EXERCISE DETAILS - State how many lines of the entries hold the string "styles", and nothing more.

MATERIAL FOR THIS EXERCISE -

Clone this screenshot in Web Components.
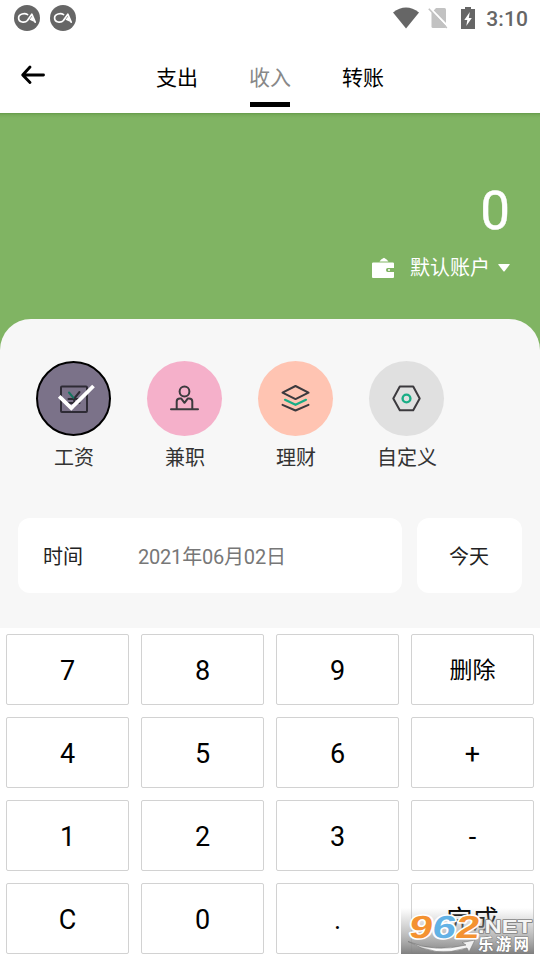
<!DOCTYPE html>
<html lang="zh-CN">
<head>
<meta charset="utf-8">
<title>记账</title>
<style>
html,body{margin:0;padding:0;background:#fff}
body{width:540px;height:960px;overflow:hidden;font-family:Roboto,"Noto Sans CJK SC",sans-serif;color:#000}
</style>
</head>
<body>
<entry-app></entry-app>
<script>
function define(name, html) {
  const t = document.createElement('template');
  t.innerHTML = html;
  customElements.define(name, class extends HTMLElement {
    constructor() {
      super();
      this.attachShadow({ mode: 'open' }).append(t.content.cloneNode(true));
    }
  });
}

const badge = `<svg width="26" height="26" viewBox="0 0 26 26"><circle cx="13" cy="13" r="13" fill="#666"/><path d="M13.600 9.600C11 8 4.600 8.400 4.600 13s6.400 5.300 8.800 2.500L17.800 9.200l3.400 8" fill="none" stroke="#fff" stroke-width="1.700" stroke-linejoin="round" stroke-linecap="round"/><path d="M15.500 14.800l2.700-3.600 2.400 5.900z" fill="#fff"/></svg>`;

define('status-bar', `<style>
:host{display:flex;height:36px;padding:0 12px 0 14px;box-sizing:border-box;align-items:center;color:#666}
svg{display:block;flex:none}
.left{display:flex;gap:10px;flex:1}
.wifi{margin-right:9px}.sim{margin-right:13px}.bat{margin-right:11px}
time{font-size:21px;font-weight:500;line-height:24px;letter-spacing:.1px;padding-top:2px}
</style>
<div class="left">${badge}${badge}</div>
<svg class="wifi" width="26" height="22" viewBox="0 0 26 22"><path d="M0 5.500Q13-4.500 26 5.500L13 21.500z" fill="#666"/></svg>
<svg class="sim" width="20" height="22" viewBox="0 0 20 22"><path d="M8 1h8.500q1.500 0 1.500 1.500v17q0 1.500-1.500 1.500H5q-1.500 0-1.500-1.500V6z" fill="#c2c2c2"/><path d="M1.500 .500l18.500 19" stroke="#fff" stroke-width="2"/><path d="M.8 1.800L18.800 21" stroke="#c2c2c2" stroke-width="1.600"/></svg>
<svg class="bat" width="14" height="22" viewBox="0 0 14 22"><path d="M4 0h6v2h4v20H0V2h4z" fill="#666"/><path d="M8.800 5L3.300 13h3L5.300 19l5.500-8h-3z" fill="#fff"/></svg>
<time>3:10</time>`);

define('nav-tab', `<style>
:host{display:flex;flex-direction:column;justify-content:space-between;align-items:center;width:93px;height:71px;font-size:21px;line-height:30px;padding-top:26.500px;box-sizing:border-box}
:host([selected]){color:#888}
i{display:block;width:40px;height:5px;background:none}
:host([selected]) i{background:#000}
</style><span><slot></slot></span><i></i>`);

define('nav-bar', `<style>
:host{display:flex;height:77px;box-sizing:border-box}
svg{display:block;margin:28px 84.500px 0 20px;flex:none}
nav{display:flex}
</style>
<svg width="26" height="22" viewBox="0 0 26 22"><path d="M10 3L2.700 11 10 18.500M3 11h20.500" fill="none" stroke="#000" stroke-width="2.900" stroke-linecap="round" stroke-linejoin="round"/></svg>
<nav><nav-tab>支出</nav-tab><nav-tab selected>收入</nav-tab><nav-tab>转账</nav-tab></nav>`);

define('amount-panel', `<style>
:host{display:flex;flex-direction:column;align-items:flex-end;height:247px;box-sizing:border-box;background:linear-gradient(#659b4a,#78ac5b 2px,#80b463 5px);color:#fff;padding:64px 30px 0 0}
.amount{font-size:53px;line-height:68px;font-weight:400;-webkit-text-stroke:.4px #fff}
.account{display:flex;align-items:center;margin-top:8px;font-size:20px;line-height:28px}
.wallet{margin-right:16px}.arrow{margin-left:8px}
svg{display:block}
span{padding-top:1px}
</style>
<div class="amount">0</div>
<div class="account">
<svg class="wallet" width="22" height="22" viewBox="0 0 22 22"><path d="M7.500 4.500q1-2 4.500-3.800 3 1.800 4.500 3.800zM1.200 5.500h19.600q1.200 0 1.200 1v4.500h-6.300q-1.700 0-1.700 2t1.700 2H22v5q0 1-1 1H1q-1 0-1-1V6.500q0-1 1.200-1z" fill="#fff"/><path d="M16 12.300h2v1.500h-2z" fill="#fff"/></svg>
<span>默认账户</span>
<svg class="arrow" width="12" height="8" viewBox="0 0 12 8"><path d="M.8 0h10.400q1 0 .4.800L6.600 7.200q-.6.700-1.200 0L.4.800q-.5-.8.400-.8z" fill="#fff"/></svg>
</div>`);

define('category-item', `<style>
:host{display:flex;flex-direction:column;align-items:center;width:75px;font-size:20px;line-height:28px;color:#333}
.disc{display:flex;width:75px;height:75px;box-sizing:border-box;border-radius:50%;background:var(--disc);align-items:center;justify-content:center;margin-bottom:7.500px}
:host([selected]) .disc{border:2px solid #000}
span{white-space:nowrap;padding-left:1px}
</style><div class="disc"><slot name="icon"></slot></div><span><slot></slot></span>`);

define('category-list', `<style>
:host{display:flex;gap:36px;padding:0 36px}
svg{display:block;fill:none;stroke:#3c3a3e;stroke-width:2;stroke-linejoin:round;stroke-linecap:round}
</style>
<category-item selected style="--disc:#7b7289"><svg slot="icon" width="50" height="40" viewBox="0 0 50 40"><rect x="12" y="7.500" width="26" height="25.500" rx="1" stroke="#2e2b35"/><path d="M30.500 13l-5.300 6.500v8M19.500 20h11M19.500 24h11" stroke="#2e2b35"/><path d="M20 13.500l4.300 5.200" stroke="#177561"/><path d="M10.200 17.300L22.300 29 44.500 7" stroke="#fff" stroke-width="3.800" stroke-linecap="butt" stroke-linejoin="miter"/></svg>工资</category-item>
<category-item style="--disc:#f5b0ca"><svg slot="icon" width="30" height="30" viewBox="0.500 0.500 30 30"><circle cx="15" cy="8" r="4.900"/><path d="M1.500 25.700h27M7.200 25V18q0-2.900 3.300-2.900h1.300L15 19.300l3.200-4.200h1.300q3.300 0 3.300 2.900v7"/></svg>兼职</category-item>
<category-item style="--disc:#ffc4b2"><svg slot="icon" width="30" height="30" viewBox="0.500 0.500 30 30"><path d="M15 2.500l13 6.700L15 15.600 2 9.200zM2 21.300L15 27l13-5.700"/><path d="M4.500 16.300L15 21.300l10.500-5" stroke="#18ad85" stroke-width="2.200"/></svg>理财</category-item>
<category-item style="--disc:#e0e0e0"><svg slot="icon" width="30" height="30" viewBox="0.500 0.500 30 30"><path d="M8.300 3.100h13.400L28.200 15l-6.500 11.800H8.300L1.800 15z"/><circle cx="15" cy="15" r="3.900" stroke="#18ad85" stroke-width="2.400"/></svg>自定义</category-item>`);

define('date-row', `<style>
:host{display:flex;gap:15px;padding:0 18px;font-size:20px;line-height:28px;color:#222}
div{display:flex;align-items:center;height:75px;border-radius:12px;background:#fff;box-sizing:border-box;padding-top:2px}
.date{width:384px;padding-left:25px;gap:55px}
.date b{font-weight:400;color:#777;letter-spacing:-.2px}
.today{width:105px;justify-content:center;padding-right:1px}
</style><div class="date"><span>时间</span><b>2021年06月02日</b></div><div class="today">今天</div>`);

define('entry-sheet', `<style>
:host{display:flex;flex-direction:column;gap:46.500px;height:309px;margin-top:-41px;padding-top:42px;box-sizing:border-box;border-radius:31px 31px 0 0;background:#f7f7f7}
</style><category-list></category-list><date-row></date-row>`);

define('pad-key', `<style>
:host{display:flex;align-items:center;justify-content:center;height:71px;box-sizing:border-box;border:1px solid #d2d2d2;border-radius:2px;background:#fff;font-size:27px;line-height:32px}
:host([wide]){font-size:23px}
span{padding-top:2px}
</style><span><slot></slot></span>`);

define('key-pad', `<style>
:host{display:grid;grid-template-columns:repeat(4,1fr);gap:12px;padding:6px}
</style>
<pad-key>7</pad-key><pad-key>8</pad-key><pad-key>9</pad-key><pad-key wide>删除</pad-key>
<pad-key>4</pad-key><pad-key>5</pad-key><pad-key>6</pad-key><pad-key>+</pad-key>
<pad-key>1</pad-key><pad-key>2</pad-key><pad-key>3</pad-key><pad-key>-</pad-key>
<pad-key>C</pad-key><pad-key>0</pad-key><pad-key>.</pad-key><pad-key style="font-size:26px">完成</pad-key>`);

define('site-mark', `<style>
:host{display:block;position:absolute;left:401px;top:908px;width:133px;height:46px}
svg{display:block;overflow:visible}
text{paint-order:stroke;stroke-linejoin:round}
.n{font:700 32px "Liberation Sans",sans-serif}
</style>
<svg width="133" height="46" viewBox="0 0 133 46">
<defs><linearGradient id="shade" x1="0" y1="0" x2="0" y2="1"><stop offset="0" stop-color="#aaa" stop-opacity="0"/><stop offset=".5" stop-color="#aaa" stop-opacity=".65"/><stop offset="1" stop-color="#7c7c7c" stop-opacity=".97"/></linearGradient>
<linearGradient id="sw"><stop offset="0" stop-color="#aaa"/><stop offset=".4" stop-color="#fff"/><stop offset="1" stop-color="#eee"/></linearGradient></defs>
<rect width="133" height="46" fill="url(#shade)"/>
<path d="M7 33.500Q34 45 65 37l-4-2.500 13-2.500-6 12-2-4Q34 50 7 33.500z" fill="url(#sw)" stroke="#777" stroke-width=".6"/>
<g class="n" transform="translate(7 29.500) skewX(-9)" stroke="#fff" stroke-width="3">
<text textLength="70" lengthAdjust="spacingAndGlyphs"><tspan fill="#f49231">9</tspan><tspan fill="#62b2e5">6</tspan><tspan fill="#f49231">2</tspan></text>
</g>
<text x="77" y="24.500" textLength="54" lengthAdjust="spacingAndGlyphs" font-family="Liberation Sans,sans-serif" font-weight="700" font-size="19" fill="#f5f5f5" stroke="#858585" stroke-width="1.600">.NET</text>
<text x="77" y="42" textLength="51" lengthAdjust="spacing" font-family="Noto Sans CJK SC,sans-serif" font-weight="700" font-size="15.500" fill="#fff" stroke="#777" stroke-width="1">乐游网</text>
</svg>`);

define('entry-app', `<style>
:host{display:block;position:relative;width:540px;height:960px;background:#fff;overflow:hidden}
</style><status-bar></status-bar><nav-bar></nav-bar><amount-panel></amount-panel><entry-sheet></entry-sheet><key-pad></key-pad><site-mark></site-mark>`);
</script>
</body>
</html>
...
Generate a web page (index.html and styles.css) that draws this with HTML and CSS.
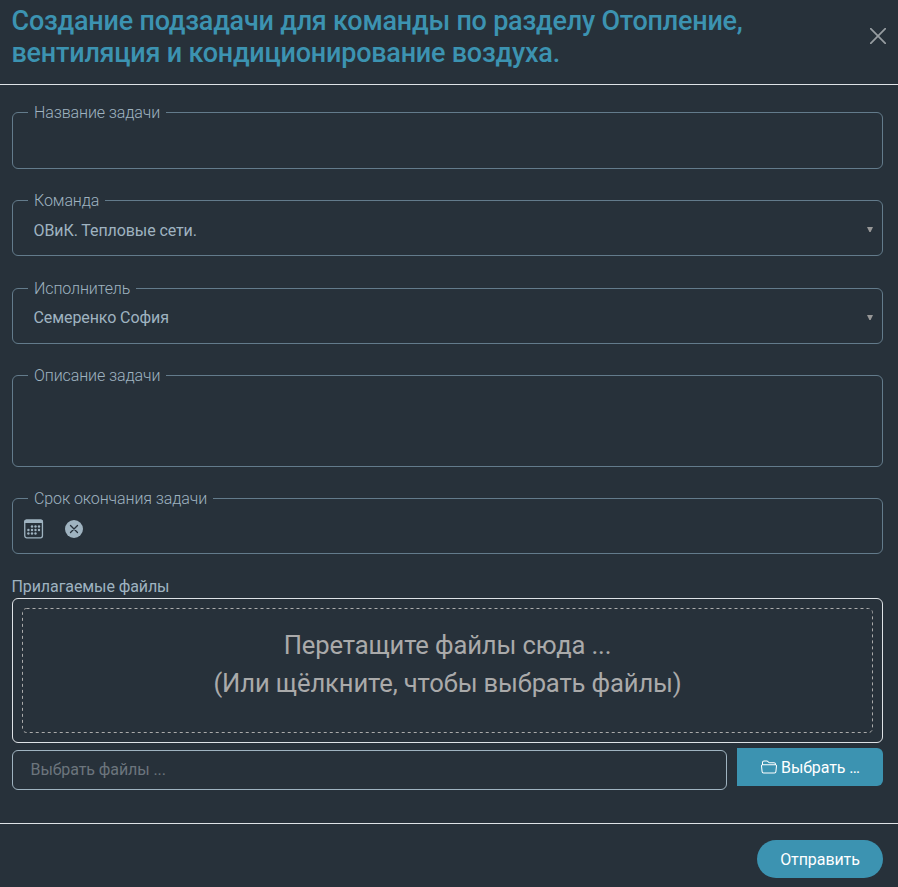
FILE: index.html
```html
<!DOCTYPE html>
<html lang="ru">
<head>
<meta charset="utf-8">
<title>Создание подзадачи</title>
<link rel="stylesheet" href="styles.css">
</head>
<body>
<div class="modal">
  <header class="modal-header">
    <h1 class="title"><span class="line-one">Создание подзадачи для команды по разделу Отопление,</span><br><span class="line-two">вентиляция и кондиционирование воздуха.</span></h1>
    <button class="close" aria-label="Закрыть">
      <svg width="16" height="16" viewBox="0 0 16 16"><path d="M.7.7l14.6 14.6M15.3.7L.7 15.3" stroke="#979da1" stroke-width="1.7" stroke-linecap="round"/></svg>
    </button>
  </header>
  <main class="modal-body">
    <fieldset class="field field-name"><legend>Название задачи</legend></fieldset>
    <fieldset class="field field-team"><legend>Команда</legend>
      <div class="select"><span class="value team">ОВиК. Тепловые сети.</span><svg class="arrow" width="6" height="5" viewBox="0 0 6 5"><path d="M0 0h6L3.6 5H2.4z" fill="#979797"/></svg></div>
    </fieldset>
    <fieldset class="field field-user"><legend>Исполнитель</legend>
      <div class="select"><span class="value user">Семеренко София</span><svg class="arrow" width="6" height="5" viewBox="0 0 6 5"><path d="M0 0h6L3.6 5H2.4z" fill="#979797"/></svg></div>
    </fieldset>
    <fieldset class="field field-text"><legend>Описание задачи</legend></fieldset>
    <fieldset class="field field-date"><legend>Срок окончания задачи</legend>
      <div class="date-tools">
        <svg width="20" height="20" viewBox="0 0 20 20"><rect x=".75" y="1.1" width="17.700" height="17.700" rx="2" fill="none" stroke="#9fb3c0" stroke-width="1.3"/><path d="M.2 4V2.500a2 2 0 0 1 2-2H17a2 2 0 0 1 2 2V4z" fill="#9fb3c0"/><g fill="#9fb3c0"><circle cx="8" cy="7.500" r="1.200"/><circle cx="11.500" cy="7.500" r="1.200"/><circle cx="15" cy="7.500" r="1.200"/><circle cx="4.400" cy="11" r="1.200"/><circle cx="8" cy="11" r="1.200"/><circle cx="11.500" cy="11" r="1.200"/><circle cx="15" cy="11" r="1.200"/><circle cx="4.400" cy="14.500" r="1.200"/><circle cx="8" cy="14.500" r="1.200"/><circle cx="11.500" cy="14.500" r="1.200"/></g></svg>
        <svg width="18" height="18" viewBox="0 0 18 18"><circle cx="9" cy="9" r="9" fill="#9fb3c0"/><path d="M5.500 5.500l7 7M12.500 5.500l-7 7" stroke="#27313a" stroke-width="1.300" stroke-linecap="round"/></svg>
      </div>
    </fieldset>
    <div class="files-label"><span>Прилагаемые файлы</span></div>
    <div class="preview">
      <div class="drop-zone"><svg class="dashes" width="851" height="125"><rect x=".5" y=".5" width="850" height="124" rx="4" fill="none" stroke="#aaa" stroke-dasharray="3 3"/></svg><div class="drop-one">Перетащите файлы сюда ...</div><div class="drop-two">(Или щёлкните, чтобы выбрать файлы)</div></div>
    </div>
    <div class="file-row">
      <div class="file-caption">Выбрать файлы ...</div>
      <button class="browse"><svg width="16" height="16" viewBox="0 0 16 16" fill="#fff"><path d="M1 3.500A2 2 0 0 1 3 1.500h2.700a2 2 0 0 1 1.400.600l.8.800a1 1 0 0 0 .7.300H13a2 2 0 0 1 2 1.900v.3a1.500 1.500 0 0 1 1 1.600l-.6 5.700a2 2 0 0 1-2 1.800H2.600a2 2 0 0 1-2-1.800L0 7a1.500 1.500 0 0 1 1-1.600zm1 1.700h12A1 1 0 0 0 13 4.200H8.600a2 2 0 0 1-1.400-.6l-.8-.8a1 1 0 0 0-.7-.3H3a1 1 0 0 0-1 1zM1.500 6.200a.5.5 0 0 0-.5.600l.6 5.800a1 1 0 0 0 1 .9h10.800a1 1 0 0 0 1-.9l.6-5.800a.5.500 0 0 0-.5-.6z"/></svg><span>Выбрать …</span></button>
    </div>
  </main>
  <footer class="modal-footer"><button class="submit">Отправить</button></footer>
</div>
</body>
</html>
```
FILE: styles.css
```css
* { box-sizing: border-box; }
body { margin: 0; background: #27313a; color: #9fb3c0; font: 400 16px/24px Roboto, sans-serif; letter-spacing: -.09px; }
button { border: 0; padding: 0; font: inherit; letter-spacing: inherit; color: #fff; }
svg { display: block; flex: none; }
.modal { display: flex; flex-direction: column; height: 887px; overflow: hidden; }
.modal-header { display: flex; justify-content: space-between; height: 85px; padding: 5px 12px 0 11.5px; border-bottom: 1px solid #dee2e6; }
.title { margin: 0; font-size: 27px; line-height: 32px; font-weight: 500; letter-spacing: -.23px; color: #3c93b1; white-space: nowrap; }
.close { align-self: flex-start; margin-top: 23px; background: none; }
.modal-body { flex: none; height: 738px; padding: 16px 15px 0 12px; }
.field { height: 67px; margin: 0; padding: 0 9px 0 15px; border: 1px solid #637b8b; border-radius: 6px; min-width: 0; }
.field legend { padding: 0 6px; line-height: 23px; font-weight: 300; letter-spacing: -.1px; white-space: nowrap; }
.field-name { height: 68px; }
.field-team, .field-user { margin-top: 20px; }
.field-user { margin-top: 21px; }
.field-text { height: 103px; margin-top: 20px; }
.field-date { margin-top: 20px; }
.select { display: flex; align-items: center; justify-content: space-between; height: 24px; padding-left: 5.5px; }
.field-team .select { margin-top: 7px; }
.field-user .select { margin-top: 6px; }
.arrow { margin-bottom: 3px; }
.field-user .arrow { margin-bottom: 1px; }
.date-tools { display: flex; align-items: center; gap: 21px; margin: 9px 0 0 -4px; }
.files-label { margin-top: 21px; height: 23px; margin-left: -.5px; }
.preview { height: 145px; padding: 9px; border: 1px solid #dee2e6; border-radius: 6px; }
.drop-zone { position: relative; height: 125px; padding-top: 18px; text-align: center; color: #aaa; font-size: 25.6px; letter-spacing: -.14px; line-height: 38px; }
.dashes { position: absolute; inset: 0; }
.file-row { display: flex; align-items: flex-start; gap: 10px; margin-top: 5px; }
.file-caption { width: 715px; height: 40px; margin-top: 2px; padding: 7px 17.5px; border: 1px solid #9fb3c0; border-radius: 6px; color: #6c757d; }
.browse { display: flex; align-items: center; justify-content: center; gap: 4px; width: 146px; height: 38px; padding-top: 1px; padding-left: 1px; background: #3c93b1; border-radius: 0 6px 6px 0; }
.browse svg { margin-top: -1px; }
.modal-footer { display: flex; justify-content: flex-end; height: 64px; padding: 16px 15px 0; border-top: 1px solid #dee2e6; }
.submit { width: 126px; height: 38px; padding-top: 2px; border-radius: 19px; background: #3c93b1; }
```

SOLUTION TO THE PROBLEM - 3